2011年4月2日土曜日

レビュー|「THE LIBRARY ASHIKAGA」

展覧会名|「THE LIBRARY ASHIKAGA」
会期|2010年4月10日(土)~6月13日(日)
会場|足柄市立美術館

執筆者|宮田 徹也


Fig.1 「THE LIBRARY ASHIKAGA」展示風景 画像提供:足利市美術館


Fig.2 「THE LIBRARY ASHIKAGA」展示風景 画像提供:足利市美術館


Fig.3 「THE LIBRARY ASHIKAGA」展示風景 画像提供:足利市美術館

THE LIBRARY ASHIKAGAは2006年に「THE LIBRARY」として同美術館(4月22日~6月4日)と多摩美術大学美術館(6月10日~7月2日)に行われた展覧会の続編である。
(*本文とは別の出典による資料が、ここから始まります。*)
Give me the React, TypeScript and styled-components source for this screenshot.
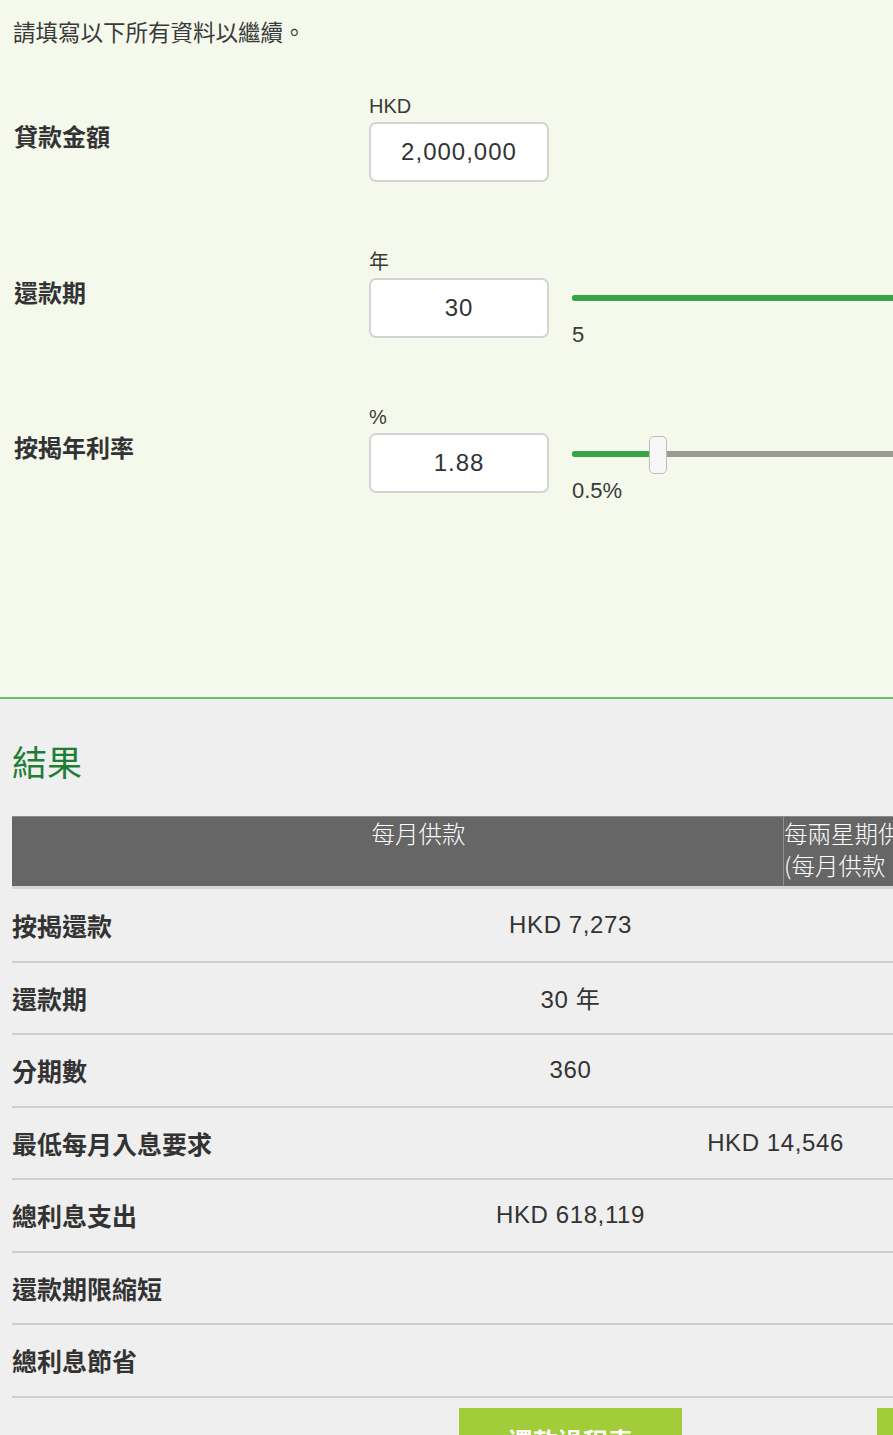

今回は静岡アートギャラリー(2009年10月24日~12月20日)と足利市立美術館の展示となり、前回と連続して出品した作家はいない。この展覧会の特徴は「本」という作品を絵画、彫刻、工芸、写真、映像、イラストレーションなど、さまざまなジャンルで活躍する45名が制作した点と、作家の年齢が20代前半から70代まで、活動する地域も国内では宮城から兵庫まで、またドイツ在住の者も含んでいる点である。それにより現代の「作品」の在り方に注目することができる。

出品者を羅列する。
荒木珠奈/飯田啓子/石上和弘/石川雷太/石渡雅子/稲垣立男/乾久子/今井紀彰/上野慶一/内海聖史/内倉ひとみ/勝又豊子/加藤寛子/金子清美/河田政樹/倉重光則/倉本麻弓/来島友幸/黒須信雄/くわたひろよ/小林のりお/清水晃/関野宏子/高石麻代/高久千奈/高島芳幸/高橋理加/多田由美子/田邉晴子/戸泉恵徳/栃木美保/豊嶋康子/中西晴世/原田さやか/菱刈俊作/ピコピコ/前本彰子/松永亨子/三田村光土里/ミツイタカシ/本原玲子/森妙子/山本あまよかしむ/山本耕一/ワタリドリ計画(麻生知子・武内明子)。

手にすることが売りの展覧会ではあるが、石上、石川、勝又、ミツイ、山本の作品はケースに収められている。同じ「作品」であっても、制作する者の立場が異なることが面白い。造型を追及する者がいれば、機能を重視する者もいる。見る「本」と読む「本」に大きく分別することができる。飯田はビスケットを塗りつぶし、アルファベットを連ねることで「本」にした。内倉の「本」は開くと会場の光を乱反射する。倉重は本にドリルで孔を開けただけだがそこにあるコンセプトと記憶が意味深い。高島の「本」は一枚一枚手にとって読むのではなく開いて中身と「対話」することによって意義が生まれる。ワタリドリ計画は葉書を「本」とし、見る者が旅を形成していくのだ。


Fig.4 「THE LIBRARY ASHIKAGA」展示風景 画像提供:足利市美術館


Fig.5 「THE LIBRARY ASHIKAGA」展示風景 画像提供:足利市美術館

作品を「触ること」の喜びは、従来の展示では味わうことが出来ない。しかし「本」を手に取ることは日常であり、翻れば手に取らなければ成立しない。何時の間に「作品」は日常から分離したのだろうか。そう考えると、仏教什器は「作品」ではなく飽くまで宗教用具なのだ。美術は制度によって美術と化す。そのようなことも考えさせてくれる展示であった。